TASK PROMPT = Return only the number of lines in the entries below that hold the word "screenshot".

(Rows from a dataset of pages and code)

»»

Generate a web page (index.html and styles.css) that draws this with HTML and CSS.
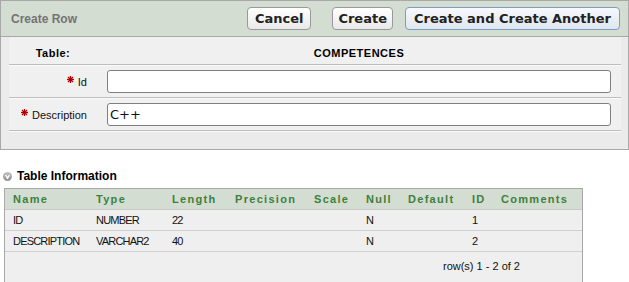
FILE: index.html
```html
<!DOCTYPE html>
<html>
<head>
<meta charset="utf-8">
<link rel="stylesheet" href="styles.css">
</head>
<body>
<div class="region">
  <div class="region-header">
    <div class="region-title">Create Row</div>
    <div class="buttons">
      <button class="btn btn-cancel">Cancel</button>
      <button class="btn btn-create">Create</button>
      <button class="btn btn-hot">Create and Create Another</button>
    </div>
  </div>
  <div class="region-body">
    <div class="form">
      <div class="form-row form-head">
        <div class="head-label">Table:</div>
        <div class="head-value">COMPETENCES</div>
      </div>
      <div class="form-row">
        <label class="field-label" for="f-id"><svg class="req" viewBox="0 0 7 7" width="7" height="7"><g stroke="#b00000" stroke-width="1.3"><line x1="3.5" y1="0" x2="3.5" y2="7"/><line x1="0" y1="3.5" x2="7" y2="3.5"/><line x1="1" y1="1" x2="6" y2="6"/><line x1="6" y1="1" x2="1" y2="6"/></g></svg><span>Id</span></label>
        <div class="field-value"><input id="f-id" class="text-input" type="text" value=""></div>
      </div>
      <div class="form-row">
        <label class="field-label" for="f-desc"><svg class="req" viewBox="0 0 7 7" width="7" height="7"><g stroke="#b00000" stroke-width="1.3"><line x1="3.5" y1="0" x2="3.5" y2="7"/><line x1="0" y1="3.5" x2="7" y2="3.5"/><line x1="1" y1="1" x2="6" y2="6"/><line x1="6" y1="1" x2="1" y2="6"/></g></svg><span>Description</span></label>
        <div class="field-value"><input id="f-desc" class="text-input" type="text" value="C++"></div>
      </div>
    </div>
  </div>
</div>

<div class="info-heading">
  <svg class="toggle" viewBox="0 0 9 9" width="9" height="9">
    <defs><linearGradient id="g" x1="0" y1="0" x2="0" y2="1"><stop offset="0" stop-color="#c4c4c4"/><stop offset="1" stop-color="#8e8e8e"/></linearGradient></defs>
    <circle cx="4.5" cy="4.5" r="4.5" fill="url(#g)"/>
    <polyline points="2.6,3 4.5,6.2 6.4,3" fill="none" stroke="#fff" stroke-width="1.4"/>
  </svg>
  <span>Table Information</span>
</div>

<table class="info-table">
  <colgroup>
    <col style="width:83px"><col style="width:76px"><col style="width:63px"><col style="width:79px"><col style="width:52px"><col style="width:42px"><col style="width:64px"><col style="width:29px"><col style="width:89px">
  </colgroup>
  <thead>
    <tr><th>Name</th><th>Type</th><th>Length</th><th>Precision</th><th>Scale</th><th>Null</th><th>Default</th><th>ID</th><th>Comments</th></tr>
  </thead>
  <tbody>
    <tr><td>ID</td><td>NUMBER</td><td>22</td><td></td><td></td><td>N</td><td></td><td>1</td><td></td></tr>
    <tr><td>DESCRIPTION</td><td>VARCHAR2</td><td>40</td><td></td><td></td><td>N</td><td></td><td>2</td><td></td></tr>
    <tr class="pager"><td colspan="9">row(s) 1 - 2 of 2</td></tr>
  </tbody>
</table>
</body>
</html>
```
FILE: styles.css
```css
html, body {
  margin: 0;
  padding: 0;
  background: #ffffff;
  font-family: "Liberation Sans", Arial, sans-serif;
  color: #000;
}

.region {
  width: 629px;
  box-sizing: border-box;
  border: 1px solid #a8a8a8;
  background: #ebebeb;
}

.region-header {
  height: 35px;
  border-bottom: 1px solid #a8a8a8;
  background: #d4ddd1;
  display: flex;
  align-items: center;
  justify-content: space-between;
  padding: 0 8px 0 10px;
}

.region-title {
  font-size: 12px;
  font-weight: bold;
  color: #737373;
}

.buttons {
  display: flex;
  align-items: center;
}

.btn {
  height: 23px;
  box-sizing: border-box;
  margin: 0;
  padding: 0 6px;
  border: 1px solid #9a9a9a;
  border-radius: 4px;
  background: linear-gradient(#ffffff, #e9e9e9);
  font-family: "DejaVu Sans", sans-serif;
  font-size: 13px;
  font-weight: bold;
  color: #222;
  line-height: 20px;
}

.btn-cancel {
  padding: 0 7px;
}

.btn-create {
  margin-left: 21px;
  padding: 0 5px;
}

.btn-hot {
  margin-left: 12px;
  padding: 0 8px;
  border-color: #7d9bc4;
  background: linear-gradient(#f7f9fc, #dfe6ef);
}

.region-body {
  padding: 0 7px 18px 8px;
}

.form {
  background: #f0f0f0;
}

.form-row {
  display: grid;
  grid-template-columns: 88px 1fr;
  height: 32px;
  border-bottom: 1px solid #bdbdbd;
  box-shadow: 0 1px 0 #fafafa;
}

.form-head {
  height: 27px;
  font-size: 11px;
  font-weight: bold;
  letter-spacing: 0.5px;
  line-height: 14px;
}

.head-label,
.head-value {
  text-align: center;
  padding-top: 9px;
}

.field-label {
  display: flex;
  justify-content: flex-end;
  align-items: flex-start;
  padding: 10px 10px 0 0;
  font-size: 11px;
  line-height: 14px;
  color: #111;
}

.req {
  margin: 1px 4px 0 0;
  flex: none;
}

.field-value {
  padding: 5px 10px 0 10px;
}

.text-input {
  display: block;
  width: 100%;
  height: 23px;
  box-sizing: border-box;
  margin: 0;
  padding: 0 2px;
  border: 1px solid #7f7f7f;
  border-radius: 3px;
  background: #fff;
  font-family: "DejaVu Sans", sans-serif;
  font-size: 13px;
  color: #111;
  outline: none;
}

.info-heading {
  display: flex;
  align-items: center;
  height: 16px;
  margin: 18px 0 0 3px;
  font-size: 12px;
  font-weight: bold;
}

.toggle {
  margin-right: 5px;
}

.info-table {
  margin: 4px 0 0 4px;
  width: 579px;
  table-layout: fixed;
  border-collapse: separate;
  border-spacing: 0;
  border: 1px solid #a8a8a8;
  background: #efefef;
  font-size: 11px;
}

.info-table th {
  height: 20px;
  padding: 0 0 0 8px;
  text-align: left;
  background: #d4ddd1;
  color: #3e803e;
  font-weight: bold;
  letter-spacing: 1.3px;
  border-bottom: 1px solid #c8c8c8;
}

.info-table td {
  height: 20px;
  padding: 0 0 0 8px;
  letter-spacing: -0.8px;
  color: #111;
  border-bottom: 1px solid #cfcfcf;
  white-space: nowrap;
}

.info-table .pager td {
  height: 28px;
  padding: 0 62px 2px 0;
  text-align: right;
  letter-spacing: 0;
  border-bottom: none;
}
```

««
»»

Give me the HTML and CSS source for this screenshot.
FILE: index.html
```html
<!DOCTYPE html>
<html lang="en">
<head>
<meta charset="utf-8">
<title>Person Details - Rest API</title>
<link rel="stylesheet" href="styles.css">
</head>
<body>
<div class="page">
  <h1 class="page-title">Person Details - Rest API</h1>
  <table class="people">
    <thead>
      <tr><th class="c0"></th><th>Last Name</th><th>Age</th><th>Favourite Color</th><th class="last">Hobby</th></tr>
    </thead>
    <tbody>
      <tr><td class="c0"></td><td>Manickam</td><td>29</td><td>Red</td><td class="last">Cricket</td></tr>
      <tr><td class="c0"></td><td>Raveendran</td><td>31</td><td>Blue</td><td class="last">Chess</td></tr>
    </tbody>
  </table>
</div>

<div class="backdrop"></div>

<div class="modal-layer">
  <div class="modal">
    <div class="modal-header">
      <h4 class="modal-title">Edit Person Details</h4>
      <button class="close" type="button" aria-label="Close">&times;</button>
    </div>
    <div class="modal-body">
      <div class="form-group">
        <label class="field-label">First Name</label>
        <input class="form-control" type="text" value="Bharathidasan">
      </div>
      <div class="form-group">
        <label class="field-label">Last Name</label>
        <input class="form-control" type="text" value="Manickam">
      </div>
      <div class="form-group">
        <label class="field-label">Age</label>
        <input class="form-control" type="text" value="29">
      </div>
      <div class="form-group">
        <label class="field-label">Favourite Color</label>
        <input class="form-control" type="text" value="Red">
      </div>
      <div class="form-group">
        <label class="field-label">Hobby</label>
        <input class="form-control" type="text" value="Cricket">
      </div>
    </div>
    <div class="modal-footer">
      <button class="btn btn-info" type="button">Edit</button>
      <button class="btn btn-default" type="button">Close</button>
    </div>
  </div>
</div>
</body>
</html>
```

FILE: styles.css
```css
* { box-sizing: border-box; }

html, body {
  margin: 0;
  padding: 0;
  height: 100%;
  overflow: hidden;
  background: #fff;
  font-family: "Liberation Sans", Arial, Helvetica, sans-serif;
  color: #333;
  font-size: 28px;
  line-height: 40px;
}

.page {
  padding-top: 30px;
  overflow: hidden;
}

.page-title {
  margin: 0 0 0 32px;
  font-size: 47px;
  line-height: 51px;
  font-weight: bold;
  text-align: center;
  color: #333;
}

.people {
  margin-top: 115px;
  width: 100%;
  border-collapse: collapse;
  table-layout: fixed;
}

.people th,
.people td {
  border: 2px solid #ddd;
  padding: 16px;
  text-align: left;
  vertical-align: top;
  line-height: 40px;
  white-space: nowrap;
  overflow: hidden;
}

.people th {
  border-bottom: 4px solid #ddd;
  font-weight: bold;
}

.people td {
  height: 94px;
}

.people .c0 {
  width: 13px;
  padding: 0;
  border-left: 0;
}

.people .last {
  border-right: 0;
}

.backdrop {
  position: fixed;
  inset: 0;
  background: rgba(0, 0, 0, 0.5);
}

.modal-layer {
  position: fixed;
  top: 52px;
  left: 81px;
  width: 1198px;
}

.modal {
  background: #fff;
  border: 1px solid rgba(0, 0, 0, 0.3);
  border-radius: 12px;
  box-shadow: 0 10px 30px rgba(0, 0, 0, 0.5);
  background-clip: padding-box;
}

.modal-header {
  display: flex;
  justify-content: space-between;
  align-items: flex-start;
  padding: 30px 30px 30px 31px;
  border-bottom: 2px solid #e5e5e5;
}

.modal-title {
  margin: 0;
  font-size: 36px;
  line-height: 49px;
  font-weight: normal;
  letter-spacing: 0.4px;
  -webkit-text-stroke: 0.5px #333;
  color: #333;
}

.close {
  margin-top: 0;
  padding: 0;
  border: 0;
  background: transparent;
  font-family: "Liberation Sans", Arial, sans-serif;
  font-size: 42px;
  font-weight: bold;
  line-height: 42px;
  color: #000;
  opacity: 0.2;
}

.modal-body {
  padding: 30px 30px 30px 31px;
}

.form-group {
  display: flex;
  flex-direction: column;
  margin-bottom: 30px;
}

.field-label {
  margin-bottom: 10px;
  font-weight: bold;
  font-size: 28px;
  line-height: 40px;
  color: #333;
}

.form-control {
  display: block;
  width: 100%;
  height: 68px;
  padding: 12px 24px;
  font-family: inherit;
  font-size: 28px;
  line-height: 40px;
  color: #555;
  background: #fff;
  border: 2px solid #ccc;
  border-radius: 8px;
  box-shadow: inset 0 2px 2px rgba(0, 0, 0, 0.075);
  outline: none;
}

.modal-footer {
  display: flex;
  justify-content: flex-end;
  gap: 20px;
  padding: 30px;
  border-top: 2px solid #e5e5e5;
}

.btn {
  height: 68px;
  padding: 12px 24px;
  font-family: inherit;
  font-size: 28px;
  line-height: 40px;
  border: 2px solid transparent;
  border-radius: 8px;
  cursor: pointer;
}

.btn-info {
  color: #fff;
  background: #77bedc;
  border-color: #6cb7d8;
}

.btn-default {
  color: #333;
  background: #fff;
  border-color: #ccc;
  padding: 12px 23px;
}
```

««
»»

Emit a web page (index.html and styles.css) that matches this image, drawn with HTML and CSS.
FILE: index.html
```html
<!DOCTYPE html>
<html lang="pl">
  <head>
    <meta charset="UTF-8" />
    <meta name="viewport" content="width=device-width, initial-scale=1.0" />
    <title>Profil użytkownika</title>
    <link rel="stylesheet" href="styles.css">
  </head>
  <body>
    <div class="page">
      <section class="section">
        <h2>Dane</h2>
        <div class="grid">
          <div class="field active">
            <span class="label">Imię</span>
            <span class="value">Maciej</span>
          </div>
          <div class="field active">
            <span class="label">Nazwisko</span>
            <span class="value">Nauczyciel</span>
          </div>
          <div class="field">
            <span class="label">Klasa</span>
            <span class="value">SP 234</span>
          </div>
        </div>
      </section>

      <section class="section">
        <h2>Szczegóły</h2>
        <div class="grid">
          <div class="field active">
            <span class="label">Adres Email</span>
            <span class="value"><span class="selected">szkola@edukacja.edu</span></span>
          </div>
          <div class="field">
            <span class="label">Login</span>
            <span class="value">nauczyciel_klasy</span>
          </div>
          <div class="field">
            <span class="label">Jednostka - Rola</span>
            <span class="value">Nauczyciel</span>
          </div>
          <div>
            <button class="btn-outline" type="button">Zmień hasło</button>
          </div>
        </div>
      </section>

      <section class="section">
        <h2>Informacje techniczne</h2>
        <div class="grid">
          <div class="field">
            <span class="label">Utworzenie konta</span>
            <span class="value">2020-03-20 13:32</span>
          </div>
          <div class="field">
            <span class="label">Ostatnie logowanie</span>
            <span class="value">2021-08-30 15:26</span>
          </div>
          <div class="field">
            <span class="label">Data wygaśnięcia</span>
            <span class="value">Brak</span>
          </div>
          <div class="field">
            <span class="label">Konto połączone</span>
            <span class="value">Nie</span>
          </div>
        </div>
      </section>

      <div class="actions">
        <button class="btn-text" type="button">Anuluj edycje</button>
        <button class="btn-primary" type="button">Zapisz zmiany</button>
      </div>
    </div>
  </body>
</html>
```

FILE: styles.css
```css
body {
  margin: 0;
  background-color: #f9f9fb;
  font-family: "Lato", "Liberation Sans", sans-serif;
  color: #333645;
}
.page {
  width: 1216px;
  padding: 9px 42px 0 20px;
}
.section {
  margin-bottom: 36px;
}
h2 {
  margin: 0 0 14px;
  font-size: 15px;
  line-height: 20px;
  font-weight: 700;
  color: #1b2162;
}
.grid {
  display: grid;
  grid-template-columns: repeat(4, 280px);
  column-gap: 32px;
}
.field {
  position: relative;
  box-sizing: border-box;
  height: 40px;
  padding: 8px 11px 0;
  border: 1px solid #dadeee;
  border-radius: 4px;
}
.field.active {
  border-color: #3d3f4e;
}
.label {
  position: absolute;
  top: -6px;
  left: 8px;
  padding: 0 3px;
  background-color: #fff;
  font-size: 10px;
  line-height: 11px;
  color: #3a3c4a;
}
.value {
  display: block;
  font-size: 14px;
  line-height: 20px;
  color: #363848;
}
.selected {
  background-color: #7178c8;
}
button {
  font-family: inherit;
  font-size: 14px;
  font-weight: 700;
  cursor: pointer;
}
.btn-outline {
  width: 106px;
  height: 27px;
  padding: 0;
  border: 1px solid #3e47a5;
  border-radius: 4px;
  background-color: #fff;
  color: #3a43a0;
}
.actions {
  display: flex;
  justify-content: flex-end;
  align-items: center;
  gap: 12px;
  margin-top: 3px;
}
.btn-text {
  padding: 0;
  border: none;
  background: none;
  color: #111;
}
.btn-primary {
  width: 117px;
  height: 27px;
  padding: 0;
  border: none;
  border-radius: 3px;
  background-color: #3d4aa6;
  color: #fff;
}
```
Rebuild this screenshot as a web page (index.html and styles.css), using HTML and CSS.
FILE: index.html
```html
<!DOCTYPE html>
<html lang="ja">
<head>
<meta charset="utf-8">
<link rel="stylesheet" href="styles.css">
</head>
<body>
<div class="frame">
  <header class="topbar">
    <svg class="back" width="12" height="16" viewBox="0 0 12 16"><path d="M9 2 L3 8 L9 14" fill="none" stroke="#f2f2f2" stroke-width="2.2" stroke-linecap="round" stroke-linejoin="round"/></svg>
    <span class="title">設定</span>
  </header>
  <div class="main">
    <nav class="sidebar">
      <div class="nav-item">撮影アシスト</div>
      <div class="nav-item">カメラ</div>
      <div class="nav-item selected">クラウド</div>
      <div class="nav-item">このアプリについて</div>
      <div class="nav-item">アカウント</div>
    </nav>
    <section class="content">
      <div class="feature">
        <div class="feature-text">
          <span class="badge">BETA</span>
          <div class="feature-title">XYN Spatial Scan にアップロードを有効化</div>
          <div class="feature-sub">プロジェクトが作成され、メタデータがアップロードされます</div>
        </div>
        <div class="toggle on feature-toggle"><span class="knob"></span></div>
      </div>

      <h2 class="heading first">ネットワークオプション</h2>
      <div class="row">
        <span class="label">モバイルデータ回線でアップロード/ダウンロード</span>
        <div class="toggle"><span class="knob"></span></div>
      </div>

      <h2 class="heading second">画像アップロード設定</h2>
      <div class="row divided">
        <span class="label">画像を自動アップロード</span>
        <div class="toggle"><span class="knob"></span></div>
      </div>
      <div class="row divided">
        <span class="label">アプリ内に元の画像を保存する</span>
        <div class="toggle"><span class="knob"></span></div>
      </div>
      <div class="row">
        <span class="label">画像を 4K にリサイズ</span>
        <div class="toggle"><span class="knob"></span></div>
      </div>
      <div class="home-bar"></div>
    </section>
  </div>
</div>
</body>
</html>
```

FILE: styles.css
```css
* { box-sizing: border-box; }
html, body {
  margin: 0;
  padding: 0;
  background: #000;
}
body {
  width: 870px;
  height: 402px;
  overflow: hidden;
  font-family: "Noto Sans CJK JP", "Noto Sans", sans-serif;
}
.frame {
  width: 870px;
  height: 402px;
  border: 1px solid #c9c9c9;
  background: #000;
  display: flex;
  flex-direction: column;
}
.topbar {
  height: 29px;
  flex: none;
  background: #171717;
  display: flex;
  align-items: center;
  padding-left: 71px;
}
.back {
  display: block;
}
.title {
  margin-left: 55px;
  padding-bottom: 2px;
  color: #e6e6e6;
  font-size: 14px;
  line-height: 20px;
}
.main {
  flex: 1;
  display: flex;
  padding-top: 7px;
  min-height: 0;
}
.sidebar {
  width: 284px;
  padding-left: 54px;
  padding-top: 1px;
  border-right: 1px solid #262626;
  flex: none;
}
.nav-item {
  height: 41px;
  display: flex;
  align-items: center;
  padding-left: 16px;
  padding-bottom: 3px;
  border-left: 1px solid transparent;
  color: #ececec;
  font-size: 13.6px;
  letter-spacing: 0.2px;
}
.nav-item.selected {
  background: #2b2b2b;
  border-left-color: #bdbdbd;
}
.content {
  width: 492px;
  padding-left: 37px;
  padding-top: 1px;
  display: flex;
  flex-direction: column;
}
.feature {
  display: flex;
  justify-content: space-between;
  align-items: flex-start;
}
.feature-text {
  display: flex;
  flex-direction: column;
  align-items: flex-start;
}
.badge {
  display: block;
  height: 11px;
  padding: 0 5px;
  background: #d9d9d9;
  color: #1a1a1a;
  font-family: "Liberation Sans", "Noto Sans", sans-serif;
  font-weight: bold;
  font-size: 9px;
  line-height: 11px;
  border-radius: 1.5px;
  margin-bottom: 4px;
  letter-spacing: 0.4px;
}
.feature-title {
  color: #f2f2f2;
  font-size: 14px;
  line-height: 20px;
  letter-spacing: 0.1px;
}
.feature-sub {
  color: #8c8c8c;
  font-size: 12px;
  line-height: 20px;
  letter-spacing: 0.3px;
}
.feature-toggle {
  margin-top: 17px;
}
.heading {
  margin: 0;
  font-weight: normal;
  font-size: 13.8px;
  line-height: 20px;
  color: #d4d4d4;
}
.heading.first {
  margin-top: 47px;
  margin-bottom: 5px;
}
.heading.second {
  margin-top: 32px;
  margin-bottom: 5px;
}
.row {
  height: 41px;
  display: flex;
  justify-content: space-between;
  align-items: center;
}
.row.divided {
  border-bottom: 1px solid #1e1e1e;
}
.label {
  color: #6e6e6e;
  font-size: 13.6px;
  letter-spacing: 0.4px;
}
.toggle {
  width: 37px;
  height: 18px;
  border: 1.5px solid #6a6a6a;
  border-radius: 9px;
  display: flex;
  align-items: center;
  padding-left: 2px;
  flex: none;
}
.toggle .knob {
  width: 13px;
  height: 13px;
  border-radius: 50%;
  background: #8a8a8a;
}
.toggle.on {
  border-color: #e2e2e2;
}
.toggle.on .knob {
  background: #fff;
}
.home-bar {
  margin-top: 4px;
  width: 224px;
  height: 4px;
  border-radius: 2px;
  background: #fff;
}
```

««

TASK RESPONSE = 2